原発事故いわき市住民訴訟
国の責任認める 福島地裁

東京電力福島第一原子力発電所の事故をめぐり、避難指示が出なかった福島県いわき市の住民1400人余りが訴えた裁判で、福島地方裁判所いわき支部は国の責任を認め、国と東京電力に総額2億円余りの賠償を命じました。

福島県いわき市の住民1400人余りは、事故によって平穏な生活を奪われたとして、国と東京電力に合わせて26億円余りの賠償を求めました。

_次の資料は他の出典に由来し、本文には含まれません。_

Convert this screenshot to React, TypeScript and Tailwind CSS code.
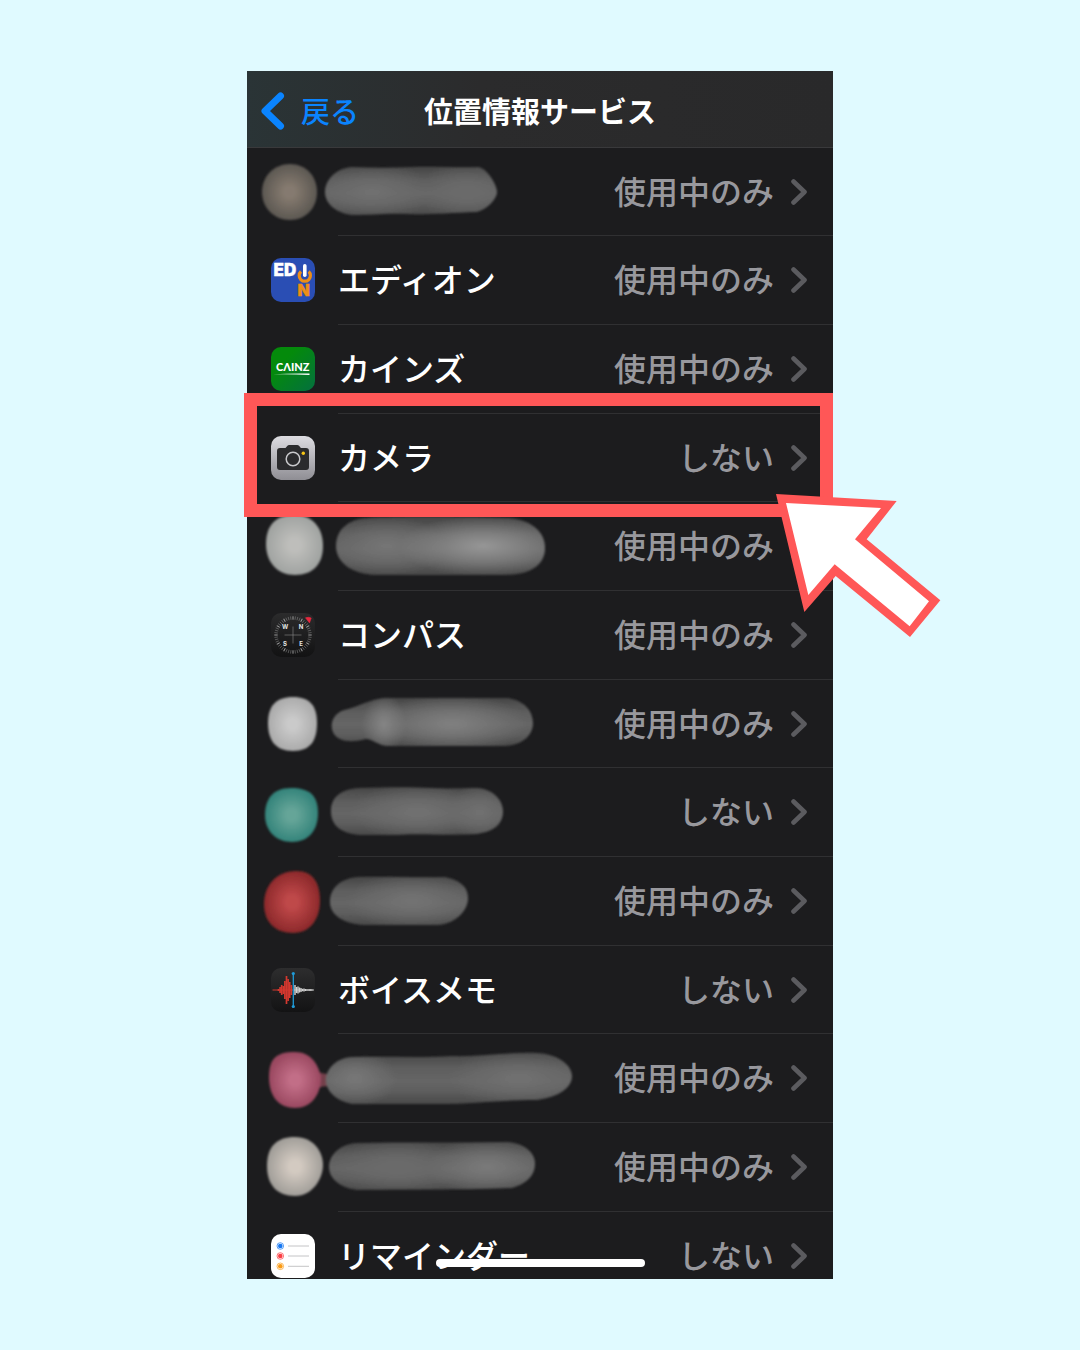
import React from "react";

type Smudge = {
  id: string;
  // round smudge over the app icon
  dot: string;
  dotColors: [string, string];
  // long smudge over the app name
  bar: string;
  // soft highlights inside the long smudge: x, radius, colour
  glows: [number, number, string][];
  bridge?: string;
};

type Row = {
  label?: string;
  icon?: React.ReactNode;
  smudge?: Smudge;
  value: string;
};

const WHILE_USING = "使用中のみ";
const NEVER = "しない";

function EdionIcon() {
  return (
    <svg viewBox="0 0 44 44" className="size-11 shrink-0" aria-hidden="true">
      <rect width="44" height="44" rx="10" fill="#2a4eb4" />
      <text
        x="2.500"
        y="18"
        fontFamily="Inter, sans-serif"
        fontSize="17"
        fontWeight="900"
        fill="#fff"
        stroke="#fff"
        strokeWidth="0.3"
      >
        ED
      </text>
      <path d="M30 13.500a5.600 5.600 0 1 0 7.600 0" fill="none" stroke="#ee8e17" strokeWidth="3.200" />
      <path d="M33.800 7.800v9" stroke="#2a4eb4" strokeWidth="5.600" />
      <path d="M33.800 7.800v9.400" stroke="#fff" strokeWidth="3.600" strokeLinecap="round" />
      <text
        x="26.500"
        y="38"
        fontFamily="Inter, sans-serif"
        fontSize="16"
        fontWeight="900"
        fill="#ee8e17"
        stroke="#ee8e17"
        strokeWidth="0.3"
      >
        N
      </text>
    </svg>
  );
}

function CainzIcon() {
  return (
    <svg viewBox="0 0 44 44" className="size-11 shrink-0" aria-hidden="true">
      <defs>
        <linearGradient id="cainz" x1="0" y1="0" x2="1" y2="1">
          <stop offset="0.3" stopColor="#048a0b" />
          <stop offset="1" stopColor="#04703f" />
        </linearGradient>
      </defs>
      <rect width="44" height="44" rx="10" fill="url(#cainz)" />
      <text x="5" y="24" fontFamily="Lato, sans-serif" fontSize="11" fontWeight="900" fill="#fff">
        CΛINZ
      </text>
      <path d="M2 27.300q18-1.200 36.500-.8v1.400Q20 26.900 2 27.300z" fill="#fff" />
    </svg>
  );
}

function CameraIcon() {
  return (
    <svg viewBox="0 0 44 44" className="size-11 shrink-0" aria-hidden="true">
      <defs>
        <linearGradient id="camera" x1="0" y1="0" x2="0" y2="1">
          <stop offset="0" stopColor="#dddce1" />
          <stop offset="1" stopColor="#8f8e94" />
        </linearGradient>
      </defs>
      <rect width="44" height="44" rx="10" fill="url(#camera)" />
      <path
        d="M9 12h5.500l1.700-2q.8-1 2-1h8q1.200 0 2 1l1.700 2H35q3 0 3 3v16q0 3-3 3H9q-3 0-3-3V15q0-3 3-3z"
        fill="#2b2b2d"
      />
      <circle cx="22" cy="23" r="6.800" fill="#2b2b2d" stroke="#c9c9cc" strokeWidth="1.500" />
      <circle cx="32.300" cy="17.200" r="1.700" fill="#f7c514" />
    </svg>
  );
}

function CompassIcon() {
  const ticks = Array.from({ length: 48 }, (_, i) => i * 7.5);
  return (
    <svg viewBox="0 0 44 44" className="size-11 shrink-0" aria-hidden="true">
      <defs>
        <linearGradient id="compass" x1="0" y1="0" x2="0" y2="1">
          <stop offset="0" stopColor="#2b2b2c" />
          <stop offset="1" stopColor="#121213" />
        </linearGradient>
      </defs>
      <rect width="44" height="44" rx="10" fill="url(#compass)" />
      {ticks.map((angle) => (
        <path
          key={angle}
          d="M22 3.300v3.400"
          stroke="#a8a8a8"
          strokeWidth={angle % 30 === 0 ? 0.9 : 0.4}
          transform={`rotate(${angle} 22 22)`}
        />
      ))}
      <path d="M22 13.500v17M13.500 22h17" stroke="#8c8c8c" strokeWidth="0.6" />
      <path d="M34.500 4.800q3-1 5.700.2l-1.700 4.900z" fill="#e8283f" stroke="#e8283f" strokeWidth="0.6" />
      <g fontFamily="Inter, sans-serif" fontSize="6" fontWeight="700" fill="#e6e6e6" textAnchor="middle">
        <text x="14" y="16">W</text>
        <text x="30" y="16">N</text>
        <text x="14" y="32.500">S</text>
        <text x="30" y="32.500">E</text>
      </g>
    </svg>
  );
}

function VoiceMemoIcon() {
  const red = [1, 3, 5, 4, 9, 14, 11, 8, 5];
  const white = [5, 3, 3.5, 2.5, 2, 1.2, 1.5, 1, 0.7, 0.6, 0.9, 0.6, 0.5];
  return (
    <svg viewBox="0 0 44 44" className="size-11 shrink-0" aria-hidden="true">
      <defs>
        <linearGradient id="memo" x1="0" y1="0" x2="0" y2="1">
          <stop offset="0" stopColor="#2d2d2e" />
          <stop offset="1" stopColor="#131314" />
        </linearGradient>
      </defs>
      <rect width="44" height="44" rx="10" fill="url(#memo)" />
      <path d="M1.500 22H22" stroke="#d3382f" strokeWidth="1" />
      <path d="M23 22h19.500" stroke="#c9c9c9" strokeWidth="0.8" />
      {red.map((h, i) => (
        <path key={i} d={`M${7.5 + i * 1.6} ${22 - h}v${h * 2}`} stroke="#d3382f" strokeWidth="1.700" />
      ))}
      {white.map((h, i) => (
        <path key={i} d={`M${24 + i * 1.5} ${22 - h}v${h * 2}`} stroke="#d2d2d2" strokeWidth="1.400" />
      ))}
      <path d="M22.300 5.500v33" stroke="#1f9bd8" strokeWidth="1.300" />
      <circle cx="22.300" cy="5.500" r="1.600" fill="#1f9bd8" />
      <circle cx="22.300" cy="38.500" r="1.600" fill="#1f9bd8" />
    </svg>
  );
}

function RemindersIcon() {
  const items = [
    { y: 12, color: "#1677f2" },
    { y: 22, color: "#fb3e42" },
    { y: 32.3, color: "#fb9b15" },
  ];
  return (
    <svg viewBox="0 0 44 44" className="size-11 shrink-0" aria-hidden="true">
      <rect width="44" height="44" rx="10" fill="#fff" />
      {items.map(({ y, color }) => (
        <g key={color}>
          <circle cx="9.300" cy={y} r="2.300" fill={color} />
          <circle cx="9.300" cy={y} r="3.300" fill="none" stroke={color} strokeWidth="0.7" />
          <path d={`M17 ${y}h21`} stroke="#bdbdc0" strokeWidth="0.9" />
        </g>
      ))}
    </svg>
  );
}

function SmudgeArt({ smudge }: { smudge: Smudge }) {
  const { id, dot, dotColors, bar, glows, bridge } = smudge;
  return (
    <svg viewBox="0 0 338 88" className="h-[88px] w-[338px] shrink-0" aria-hidden="true">
      <defs>
        <radialGradient id={`${id}-dot`}>
          <stop offset="0.2" stopColor={dotColors[0]} />
          <stop offset="1" stopColor={dotColors[1]} />
        </radialGradient>
        <linearGradient id={`${id}-bar`} x1="0" y1="0" x2="0" y2="1">
          <stop offset="0" stopColor="#464646" />
          <stop offset="0.3" stopColor="#5e5e5e" />
          <stop offset="0.55" stopColor="#666666" />
          <stop offset="0.75" stopColor="#5e5e5e" />
          <stop offset="1" stopColor="#494949" />
        </linearGradient>
        {glows.map(([x, , color]) => (
          <radialGradient key={x} id={`${id}-glow-${x}`}>
            <stop offset="0" stopColor={color} />
            <stop offset="0.5" stopColor={color} stopOpacity="0.5" />
            <stop offset="1" stopColor={color} stopOpacity="0" />
          </radialGradient>
        ))}
        <clipPath id={`${id}-clip`}>
          <path d={bar} />
        </clipPath>
        <filter id={`${id}-soft`}>
          <feGaussianBlur stdDeviation="1.1" />
        </filter>
      </defs>
      <g filter={`url(#${id}-soft)`}>
        {bridge && <path d={bridge} fill="#74404c" />}
        <path d={dot} fill={`url(#${id}-dot)`} />
        <path d={bar} fill={`url(#${id}-bar)`} />
        <g clipPath={`url(#${id}-clip)`}>
          {glows.map(([x, r]) => (
            <ellipse key={x} cx={x} cy="44" rx={r} ry="30" fill={`url(#${id}-glow-${x})`} />
          ))}
        </g>
      </g>
    </svg>
  );
}

const rows: Row[] = [
  {
    value: WHILE_USING,
    smudge: {
      id: "s1",
      dot: "M43 16C59 16 70 28 70 44S59 72 43 72 15 60 15 44 27 16 43 16z",
      dotColors: ["#857a6f", "#5c5852"],
      bar: "M105 19C125 20 145 20 165 19S210 20 231 19C240 20 250 37 250 44C250 50 241 61 230 64C200 65 180 67 160 66S125 67 105 67C88 65 78 55 78 44S88 20 105 19z",
      glows: [[125, 60, "#707070"], [220, 50, "#6c6c6c"]],
    },
  },
  { label: "エディオン", icon: <EdionIcon />, value: WHILE_USING },
  { label: "カインズ", icon: <CainzIcon />, value: WHILE_USING },
  { label: "カメラ", icon: <CameraIcon />, value: NEVER },
  {
    value: WHILE_USING,
    smudge: {
      id: "s2",
      dot: "M47 13C66 13 76 26 76 44S66 73 48 73 19 60 19 42 28 13 47 13z",
      dotColors: ["#bebebb", "#a0a3a1"],
      bar: "M120 16C160 14 220 15 262 16C286 18 298 31 298 46S286 73 258 73H128C104 72 89 60 89 44S101 17 120 16z",
      glows: [[140, 60, "#757575"], [236, 85, "#969696"]],
    },
  },
  { label: "コンパス", icon: <CompassIcon />, value: WHILE_USING },
  {
    value: WHILE_USING,
    smudge: {
      id: "s3",
      dot: "M46 17C63 17 70 26 70 43S64 71 46 71 21 60 21 43 29 17 46 17z",
      dotColors: ["#cacaca", "#ababab"],
      bar: "M101 29C112 26 124 19 137 18H260C277 20 286 31 286 43S276 65 258 66H140C130 65 126 59 119 59C108 62 99 62 93 59C80 53 82 32 101 29z",
      glows: [[137, 22, "#858585"], [205, 75, "#808080"]],
    },
  },
  {
    value: NEVER,
    smudge: {
      id: "s4",
      dot: "M44 20C62 20 71 27 71 45S61 74 45 74 18 63 18 47 26 20 44 20z",
      dotColors: ["#65a598", "#34847b"],
      bar: "M112 20C140 19 165 19 185 20S215 20 230 20C246 21 256 32 256 43S250 63 230 66C200 68 170 65 150 67H112C93 65 84 57 84 43S94 21 112 20z",
      glows: [[170, 65, "#717171"], [233, 30, "#707070"]],
    },
  },
  {
    value: WHILE_USING,
    smudge: {
      id: "s5",
      dot: "M49 14C67 14 73 27 73 44S64 76 46 76 17 65 17 47 29 14 49 14z",
      dotColors: ["#bf4849", "#8d292b"],
      bar: "M110 20C140 19 170 21 198 20C212 23 221 29 221 41S210 66 192 68H115C96 66 83 58 83 45S92 22 110 20z",
      glows: [[165, 65, "#737373"]],
    },
  },
  { label: "ボイスメモ", icon: <VoiceMemoIcon />, value: NEVER },
  {
    value: WHILE_USING,
    smudge: {
      id: "s6",
      dot: "M48 18C63 18 71 29 74 43C74 61 64 74 48 74S22 63 22 43 31 18 48 18z",
      dotColors: ["#c26e87", "#9a4860"],
      bar: "M105 23C140 22 170 24 205 22C230 23 260 18 290 19C311 20 325 31 325 42S313 63 290 66C250 66 230 70 190 70H105C89 67 79 57 79 46S89 24 105 23z",
      glows: [[108, 42, "#777777"], [272, 70, "#717171"]],
      bridge: "M68 35Q76 43 90 38V56Q77 48 68 57z",
    },
  },
  {
    value: WHILE_USING,
    smudge: {
      id: "s7",
      dot: "M48 14C67 14 76 29 76 42S66 73 48 73 20 62 20 43 29 14 48 14z",
      dotColors: ["#d3cac1", "#a19e99"],
      bar: "M110 20C160 19 210 20 260 19C278 20 288 30 288 40C288 54 278 61 265 65C220 67 180 66 110 67C94 65 82 56 82 44S93 21 110 20z",
      glows: [[150, 65, "#6c6c6c"], [240, 60, "#7a7a7a"]],
    },
  },
  { label: "リマインダー", icon: <RemindersIcon />, value: NEVER },
];

function SettingsRow({ label, icon, smudge, value }: Row) {
  return (
    <li className="flex flex-col">
      <button type="button" className="flex min-h-0 flex-1 items-center pr-[26px] text-left">
        {smudge ? (
          <SmudgeArt smudge={smudge} />
        ) : (
          <span className="flex items-center gap-[23px] pl-6">
            {icon}
            <span className="pb-1 font-medium whitespace-nowrap text-white">{label}</span>
          </span>
        )}
        <span className="ml-auto pb-1 font-medium whitespace-nowrap text-[#98989d]">{value}</span>
        <svg viewBox="0 0 16 26" className="ml-[17px] h-[26px] w-4 shrink-0" aria-hidden="true">
          <path
            d="M2.500 2.500 13.500 13l-11 10.500"
            fill="none"
            stroke="#5b5b5f"
            strokeWidth="4.600"
            strokeLinecap="round"
            strokeLinejoin="round"
          />
        </svg>
      </button>
      <hr className="ml-[91px] border-[#303032]" />
    </li>
  );
}

export default function App() {
  return (
    <main className="flex min-h-screen items-center justify-center bg-[#e0faff] font-['Noto_Sans_CJK_JP','Noto_Sans',sans-serif]">
      <div className="relative w-full max-w-[586px]">
        {/* PHONE SCREEN */}
        <div className="relative overflow-hidden bg-[#1c1c1e]">
          <header className="grid h-[77px] grid-cols-[1fr_auto_1fr] items-center border-b border-[#39393b] bg-linear-to-r from-[#2a3436] via-[#2b2b2c] via-40% to-[#29292a] px-3.5 pt-1 text-[29px] leading-10">
            <button type="button" className="flex items-center gap-4 justify-self-start font-medium text-[#0a84ff]">
              <svg viewBox="0 0 24 38" className="h-[38px] w-6" aria-hidden="true">
                <path
                  d="M19.500 4 4 19l15.500 15"
                  fill="none"
                  stroke="currentColor"
                  strokeWidth="7"
                  strokeLinecap="round"
                  strokeLinejoin="round"
                />
              </svg>
              <span className="pb-0.5">戻る</span>
            </button>
            <h1 className="pb-0.5 font-bold whitespace-nowrap text-white">位置情報サービス</h1>
          </header>

          {/* the last row runs off the bottom edge */}
          <ul className="-mb-[21px] grid auto-rows-[88px_89px_89px] text-[32px] leading-10">
            {rows.map((row, i) => (
              <SettingsRow key={i} {...row} />
            ))}
          </ul>

          {/* HOME INDICATOR */}
          <div className="absolute inset-x-0 bottom-3 mx-auto h-2 w-[209px] rounded-full bg-white" />
        </div>

        {/* HIGHLIGHT + POINTER */}
        <div className="pointer-events-none absolute top-[322px] right-0 -left-[3px] h-[124px] border-[13px] border-[#ff5757]" />
        <svg
          viewBox="0 0 495 429"
          className="pointer-events-none absolute top-[423px] -right-[108px] h-[143px] w-[165px]"
          aria-hidden="true"
        >
          <path d="M0 0 362 21 272 136 493 319 402 429 179 246 85 354z" fill="#ff5757" />
          <path d="M30 27 315 42 237 136 459 322 401 397 176 211 97 303z" fill="#fff" />
        </svg>
      </div>
    </main>
  );
}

原告の弁護団によりますと、原発事故の集団訴訟で避難指示が出なかった地域の住民だけが原告となっているのは、この裁判だけで、国と東京電力が巨大な津波を事前に予測できたかや、国の審査会が指針で示している慰謝料の金額が妥当かどうかなどが争点となりました。

26日の判決で福島地方裁判所いわき支部の名島亨卓裁判長は「国は原発事故の2年前ごろまでには大津波が到来する可能性があるという試算を原発の安全評価に取り込むべきだった。安全対策を講じていれば事故を回避できた可能性があり、国が東京電力に対策を求める権限を行使しなかったのは違法だ」と指摘し、東京電力とともに国の責任を認めました。

そのうえで「いわき市の住民は放射線被ばくによる健康被害に不安を抱え、事実上、避難を強いられる状況にあった」として、原告のほぼ全員に対し、国と東京電力に総額2億円余りの賠償を命じました。

原告の弁護団によりますと、各地で起こされている同様の集団訴訟で1審判決が言い渡された15件のうち、国の責任を認めたのは今回を含めた8件で、裁判所の判断が分かれています。

原告側「さらなる賠償認められる可能性ある判決」

原告側の広田次男弁護士は「いわき市の住民の被害が認められた点でいい判決だったと言える。原発事故の被害は福島全体に及んでいて、避難指示が出ていない地域でも、さらなる賠償が認められる可能性がある判決だ」と話していました。

被告側「今後の対応を検討」

26日の判決について、原子力規制庁は「国の主張が一部を除いて認められなかったものと考えている。関係機関と協議し、今後の対応を検討する」としています。

また、東京電力は「今後、判決内容を精査し対応を検討する」としています。